Overtourism has literally engulfed the historic center of Naples, without any limitations put in place whatsoever. The phenomenon, which began in 2015, was analyzed by urban planner Alessandra Esposito in her book Le Case Degli Altri (“The Homes of Others,” ed. Editpress): “The center is far from uninhabited: housing density is very high in the neighborhoods of the ‘belly,’ among the highest in Europe. But most importantly, the neighborhoods of the center are particularly ‘young’ compared to Rome and Milan, inhabited by a population of non-homeowners: 68.7 percent of the Neapolitan area is classified by ISTAT as ‘popular areas with young renter households.’“

These are households with high levels of socioeconomic hardship, school abandonment and unemployment: “The peculiarity [of Naples], compared to other cities, is that it arrived in the 21st century with widespread poverty not only in the wider metropolitan area, but also in the most central neighborhoods.”

The privatization of the Capodichino Airport management company, high-speed rail and large cruise ships have generated an increasing flow of tourists, fueling the demand for beds in working-class neighborhoods, right next to the entrances to the city center. In the years of Mayor de Magistris, the narrative of the “rebel city” came together with the one set out by the Strategic Tourism Plan: “The goal is to transform it into a tourist destination, adopting a market perspective. Identity must be safeguarded and at the same time exploited for the construction of the Naples destination-product.”

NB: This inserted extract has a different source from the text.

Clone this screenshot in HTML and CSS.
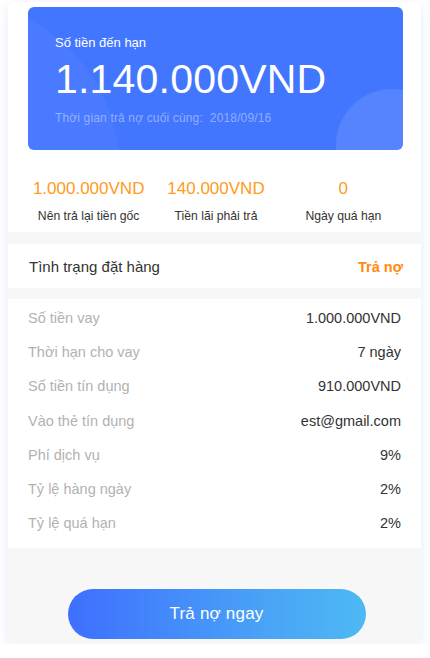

In 2018, Esposito recalls, the MIBACT Culture and Tourism Plan emphasized the same direction: “The revival of competitiveness and economic and employment growth in the South, starting with ‘identity factors’ that would increase its tourist-cultural offer.”

The plans for the Rione Sanità neighborhood are an example of what this looks like in practice: “It will not be connected to the rest of the urban fabric or made easier to cross, but simply connected to the airport in a more direct way.”

Both at the central and local level, there is a strong push to reconvert cities to a tourism monoculture, directing public funds and projects towards this goal. Digital platforms are doing the rest.

“The growth of online tourist rentals is dizzying: listings increased by 551 percent between 2015 and the beginning of 2020,” Esposito writes. “In 2015, less than 2,000 rental accommodations were offered on Airbnb in downtown Naples, of which about 50 percent were offered as whole apartments. At that time, 69% of the offer was managed by hosts with only one listing. In 2019, the supply is close to 9,000 accommodations during the Christmas holidays, more than half of which turn out to be whole apartments in the historic center. The most affected areas are those that fall within the UNESCO zone.”

This March, there were 8,088 listings on Airbnb alone, 5,268 for whole apartments, most of them in downtown areas with the greatest levels of socioeconomic hardship and density of renters.

Underpaid and often undeclared work, residents kicked out of neighborhoods, pressure on public services whose costs fall on residents, liberalization and skyrocketing of rents: this is the other face of tourism, which public administrations are covering up under the narrative of the “touristic vocation” of the city.

Esposito concludes: “The notion of ‘vocations’ is a rhetorical device that often ends up naturalizing monocultures, that is, the exploitation of resources for a single purpose – which can be the cultivation of a single crop or the reconversion of places into tourist amusement parks.”